## start

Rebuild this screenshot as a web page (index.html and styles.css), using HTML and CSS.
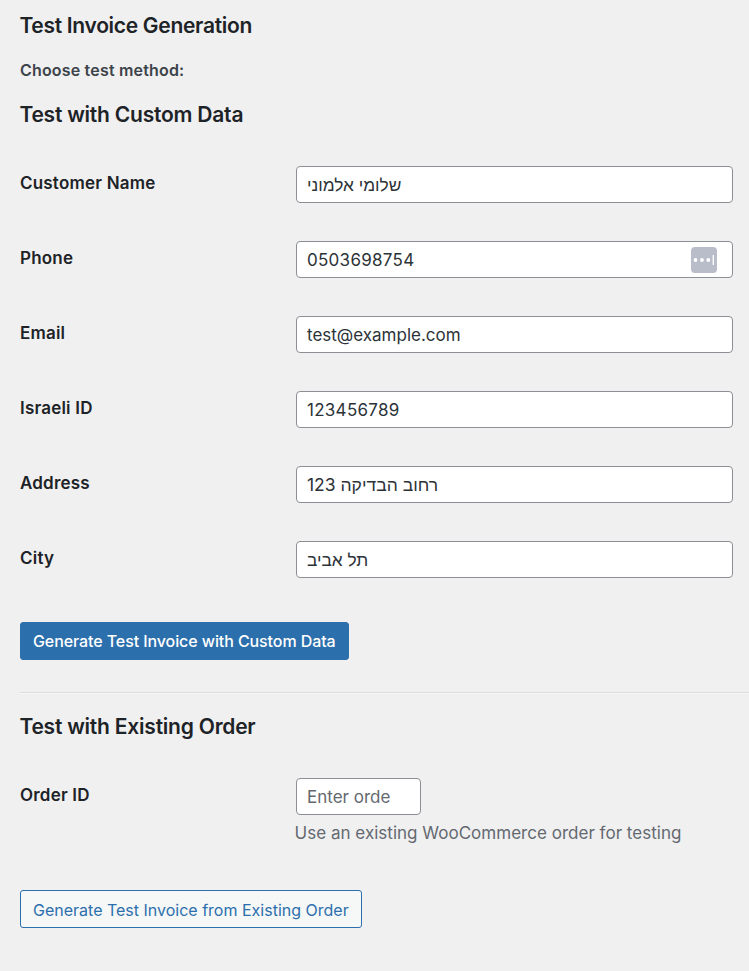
FILE: index.html
```
<!DOCTYPE html>
<html lang="en">
<head>
    <meta charset="UTF-8">
    <meta name="viewport" content="width=device-width, initial-scale=1.0">
    <title>Test Invoice Generation</title>
    <link rel="stylesheet" href="styles.css">
</head>
<body>
    <div class="wrap">
        <h2 class="page-title">Test Invoice Generation</h2>
        <p class="intro">Choose test method:</p>

        <form class="custom-form">
            <h3 class="section-title title-custom">Test with Custom Data</h3>
            <div class="form-row">
                <label for="customer_name">Customer Name</label>
                <input type="text" id="customer_name" class="hebrew" value="שלומי אלמוני">
            </div>
            <div class="form-row">
                <label for="phone">Phone</label>
                <div class="input-wrap">
                    <input type="text" id="phone" class="digits" value="0503698754">
                    <svg class="autofill-icon" width="26" height="26" viewBox="0 0 26 26">
                        <rect width="26" height="26" rx="4" fill="#b9bdc9"/>
                        <circle cx="4.5" cy="13" r="1.9" fill="#fff"/>
                        <circle cx="11" cy="13" r="1.9" fill="#fff"/>
                        <circle cx="17.3" cy="13" r="1.9" fill="#fff"/>
                        <rect x="21.6" y="8" width="1.3" height="10" fill="#fff"/>
                    </svg>
                </div>
            </div>
            <div class="form-row">
                <label for="email">Email</label>
                <input type="text" id="email" value="test@example.com">
            </div>
            <div class="form-row">
                <label for="israeli_id">Israeli ID</label>
                <input type="text" id="israeli_id" class="digits" value="123456789">
            </div>
            <div class="form-row">
                <label for="address">Address</label>
                <input type="text" id="address" class="hebrew address" value="רחוב הבדיקה 123" dir="rtl">
            </div>
            <div class="form-row">
                <label for="city">City</label>
                <input type="text" id="city" class="hebrew" value="תל אביב">
            </div>
            <button type="button" class="button button-primary">Generate Test Invoice with Custom Data</button>
        </form>

        <hr>

        <form class="order-form">
            <h3 class="section-title title-order">Test with Existing Order</h3>
            <div class="form-row order-row">
                <label for="order_id">Order ID</label>
                <div>
                    <input type="text" id="order_id" class="small-text" placeholder="Enter order ID">
                    <p class="description">Use an existing WooCommerce order for testing</p>
                </div>
            </div>
            <button type="button" class="button button-secondary">Generate Test Invoice from Existing Order</button>
        </form>
    </div>
</body>
</html>
```

FILE: styles.css
```
* {
    box-sizing: border-box;
}
body {
    margin: 0;
    background-color: #f0f0f0;
    color: #1d2327;
    font-family: Inter, "Liberation Sans", sans-serif;
    font-size: 16.5px;
    overflow: hidden;
}
.wrap {
    padding: 10px 0 0 20px;
}
.page-title, .section-title {
    margin: 0;
    font-size: 21px;
    line-height: 32px;
    font-weight: 600;
    letter-spacing: -0.3px;
    text-indent: -0.6px;
}
.title-custom, .title-order {
    letter-spacing: -0.22px;
}
.intro {
    margin: 16px 0 17px;
    color: #3c434a;
    font-size: 16px;
    line-height: 24px;
    font-weight: 600;
    letter-spacing: 0.18px;
}
.form-row {
    display: grid;
    grid-template-columns: 276px 437px;
    height: 75px;
    align-items: start;
}
.section-title + .form-row {
    margin-top: 35px;
}
label {
    padding-top: 5px;
    font-size: 17px;
    line-height: 24px;
    font-weight: 600;
    letter-spacing: 0.2px;
}
input {
    display: block;
    width: 100%;
    height: 37px;
    padding: 0 10px;
    border: 1px solid #8c8f94;
    border-radius: 4px;
    background-color: #fff;
    color: #2c3338;
    font-family: Inter, "Liberation Sans", sans-serif;
    font-size: 17px;
}
input::placeholder {
    color: #646970;
    opacity: 1;
}
.digits {
    letter-spacing: 0.28px;
}
.hebrew {
    font-size: 17.3px;
}
.address {
    font-size: 17.5px;
    text-align: left;
}
.input-wrap {
    position: relative;
}
.autofill-icon {
    position: absolute;
    top: 6px;
    right: 16px;
}
.button {
    display: block;
    height: 38px;
    padding: 0 12px;
    border: 1px solid #2c6fad;
    border-radius: 3px;
    background-color: #f6f7f7;
    color: #2c6fad;
    font-family: Inter, "Liberation Sans", sans-serif;
    font-size: 16px;
    white-space: nowrap;
}
.button-primary {
    margin-top: 6px;
    background-color: #2c6fad;
    color: #fff;
    font-weight: 500;
    letter-spacing: -0.09px;
}
.button-secondary {
    padding-top: 2px;
}
hr {
    margin: 32px 0 17px;
    border: 0;
    border-top: 1px solid #dcdcde;
    border-bottom: 1px solid #f6f7f7;
}
.small-text {
    width: 125px;
    padding-right: 29px;
}
.description {
    margin: 6px 0 0 -1.5px;
    color: #646970;
    font-size: 17px;
    line-height: 24px;
    letter-spacing: 0.02px;
}
.order-row {
    height: 112px;
}
```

## end

## EXERCISE OBJECTIVE
Make an exact copy of the listing above. Do not include the pictures.

## EXERCISE SOLUTION
Rebuild this screenshot as a web page (index.html and styles.css), using HTML and CSS.
FILE: index.html
```
<!DOCTYPE html>
<html lang="en">
<head>
    <meta charset="UTF-8">
    <meta name="viewport" content="width=device-width, initial-scale=1.0">
    <title>Test Invoice Generation</title>
    <link rel="stylesheet" href="styles.css">
</head>
<body>
    <div class="wrap">
        <h2 class="page-title">Test Invoice Generation</h2>
        <p class="intro">Choose test method:</p>

        <form class="custom-form">
            <h3 class="section-title title-custom">Test with Custom Data</h3>
            <div class="form-row">
                <label for="customer_name">Customer Name</label>
                <input type="text" id="customer_name" class="hebrew" value="שלומי אלמוני">
            </div>
            <div class="form-row">
                <label for="phone">Phone</label>
                <div class="input-wrap">
                    <input type="text" id="phone" class="digits" value="0503698754">
                    <svg class="autofill-icon" width="26" height="26" viewBox="0 0 26 26">
                        <rect width="26" height="26" rx="4" fill="#b9bdc9"/>
                        <circle cx="4.5" cy="13" r="1.9" fill="#fff"/>
                        <circle cx="11" cy="13" r="1.9" fill="#fff"/>
                        <circle cx="17.3" cy="13" r="1.9" fill="#fff"/>
                        <rect x="21.6" y="8" width="1.3" height="10" fill="#fff"/>
                    </svg>
                </div>
            </div>
            <div class="form-row">
                <label for="email">Email</label>
                <input type="text" id="email" value="test@example.com">
            </div>
            <div class="form-row">
                <label for="israeli_id">Israeli ID</label>
                <input type="text" id="israeli_id" class="digits" value="123456789">
            </div>
            <div class="form-row">
                <label for="address">Address</label>
                <input type="text" id="address" class="hebrew address" value="רחוב הבדיקה 123" dir="rtl">
            </div>
            <div class="form-row">
                <label for="city">City</label>
                <input type="text" id="city" class="hebrew" value="תל אביב">
            </div>
            <button type="button" class="button button-primary">Generate Test Invoice with Custom Data</button>
        </form>

        <hr>

        <form class="order-form">
            <h3 class="section-title title-order">Test with Existing Order</h3>
            <div class="form-row order-row">
                <label for="order_id">Order ID</label>
                <div>
                    <input type="text" id="order_id" class="small-text" placeholder="Enter order ID">
                    <p class="description">Use an existing WooCommerce order for testing</p>
                </div>
            </div>
            <button type="button" class="button button-secondary">Generate Test Invoice from Existing Order</button>
        </form>
    </div>
</body>
</html>
```

FILE: styles.css
```
* {
    box-sizing: border-box;
}
body {
    margin: 0;
    background-color: #f0f0f0;
    color: #1d2327;
    font-family: Inter, "Liberation Sans", sans-serif;
    font-size: 16.5px;
    overflow: hidden;
}
.wrap {
    padding: 10px 0 0 20px;
}
.page-title, .section-title {
    margin: 0;
    font-size: 21px;
    line-height: 32px;
    font-weight: 600;
    letter-spacing: -0.3px;
    text-indent: -0.6px;
}
.title-custom, .title-order {
    letter-spacing: -0.22px;
}
.intro {
    margin: 16px 0 17px;
    color: #3c434a;
    font-size: 16px;
    line-height: 24px;
    font-weight: 600;
    letter-spacing: 0.18px;
}
.form-row {
    display: grid;
    grid-template-columns: 276px 437px;
    height: 75px;
    align-items: start;
}
.section-title + .form-row {
    margin-top: 35px;
}
label {
    padding-top: 5px;
    font-size: 17px;
    line-height: 24px;
    font-weight: 600;
    letter-spacing: 0.2px;
}
input {
    display: block;
    width: 100%;
    height: 37px;
    padding: 0 10px;
    border: 1px solid #8c8f94;
    border-radius: 4px;
    background-color: #fff;
    color: #2c3338;
    font-family: Inter, "Liberation Sans", sans-serif;
    font-size: 17px;
}
input::placeholder {
    color: #646970;
    opacity: 1;
}
.digits {
    letter-spacing: 0.28px;
}
.hebrew {
    font-size: 17.3px;
}
.address {
    font-size: 17.5px;
    text-align: left;
}
.input-wrap {
    position: relative;
}
.autofill-icon {
    position: absolute;
    top: 6px;
    right: 16px;
}
.button {
    display: block;
    height: 38px;
    padding: 0 12px;
    border: 1px solid #2c6fad;
    border-radius: 3px;
    background-color: #f6f7f7;
    color: #2c6fad;
    font-family: Inter, "Liberation Sans", sans-serif;
    font-size: 16px;
    white-space: nowrap;
}
.button-primary {
    margin-top: 6px;
    background-color: #2c6fad;
    color: #fff;
    font-weight: 500;
    letter-spacing: -0.09px;
}
.button-secondary {
    padding-top: 2px;
}
hr {
    margin: 32px 0 17px;
    border: 0;
    border-top: 1px solid #dcdcde;
    border-bottom: 1px solid #f6f7f7;
}
.small-text {
    width: 125px;
    padding-right: 29px;
}
.description {
    margin: 6px 0 0 -1.5px;
    color: #646970;
    font-size: 17px;
    line-height: 24px;
    letter-spacing: 0.02px;
}
.order-row {
    height: 112px;
}
```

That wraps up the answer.